The relationship between the Kime and Stoltzfus families continues. They get together about once a year in each other’s homes. In Kime’s words, “I came to realize that [my] relationship with Aaron and the rest of the Stoltzfus family had grown into a legitimate, normal relationship. They had forgiven me and never went back on that decision. Five years after the accident I invited them to my wedding, and they came for the ceremony and reception, bearing gifts.” Later, when Kime and his wife spent time overseas as missionaries, the Stoltzfus family supported them financially. “Forgiveness, they taught me, is not a one-time event,” Kime concluded.
Forgiveness in the Media Spotlight
Other tragedies, and the Amish responses that followed them, have been much more public. The murder of Paul Coblentz, a twenty-five-year-old Amish farmer, on August 19, 1957, drew intense national media attention to the Amish settlement in Mount Hope, Ohio. Around 10:30 P.M. two young non-Amish men looking for cash randomly targeted the rural home of Paul and Dora Coblentz. Robbing the young couple of $9 and beginning to assault Dora—who was seeking to shield their seventeen-month-old daughter—one of the intruders, Cleo Peters, shot Paul twice at close range. The robbers then fled, first in a stolen truck and later in a stolen car. A cross-country manhunt eventually cornered the two in Illinois, where they shot a county constable before surrendering to police. The subsequent murder trial flooded rural Ohio with reporters and photographers.
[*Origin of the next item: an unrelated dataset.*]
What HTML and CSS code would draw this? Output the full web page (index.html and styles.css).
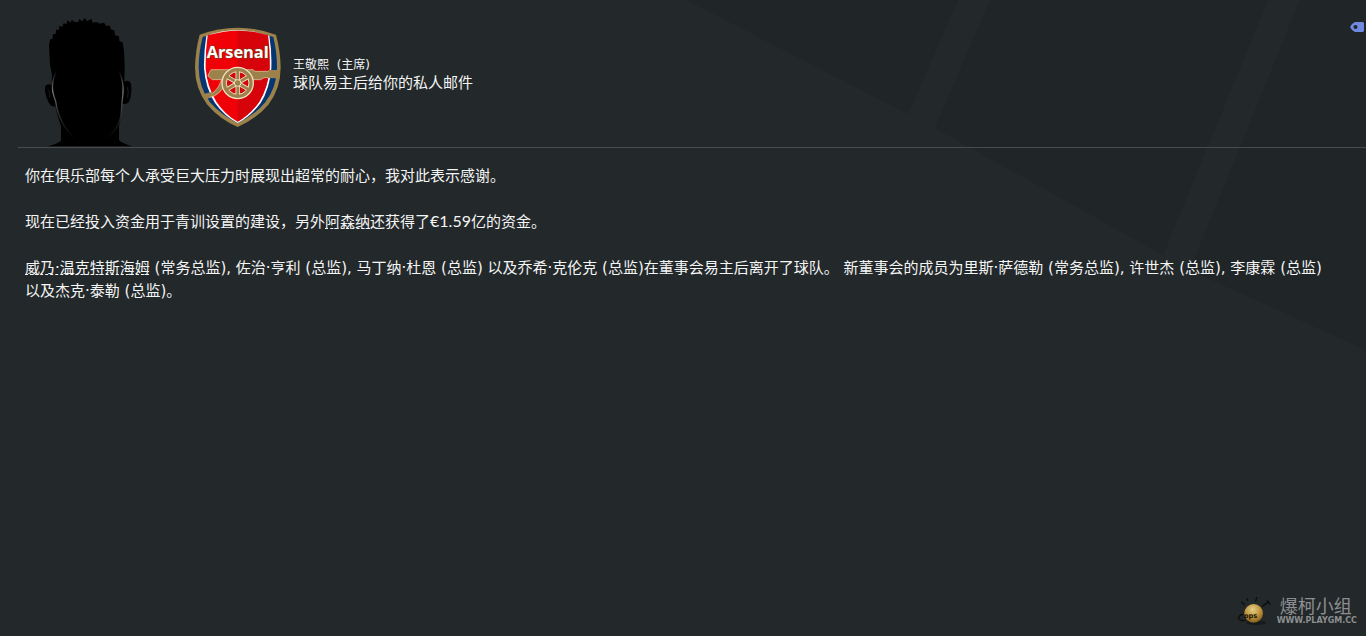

The case even appeared as a feature in a true-crime magazine.
In 1957 Amish-themed tourism was still in its infancy, and few Americans even knew of the Amish, let alone anything about their culture and beliefs, so journalists arriving in rural Holmes County struggled to interpret the story for their readers. They were particularly puzzled by the fact that the Amish “revealed no hatred against the fugitives” and that “no wish for vengeance was expressed by any member of the dead man’s family.”
Reporters focused much of their attention on Coblentz’s father, Mose, who spoke freely with them before and during the trial. Mose seemed to express the grief typical of any parent in that situation “as he wondered aloud how he could go on after everyone left and he would be alone to think of his loss.” But he astonished observers by going to visit his son’s killer, Cleo Peters, in prison. Afterward, Mose reported that the meeting was emotionally very difficult for him, but in the end he had managed to tell Peters, “I hope God can forgive you.”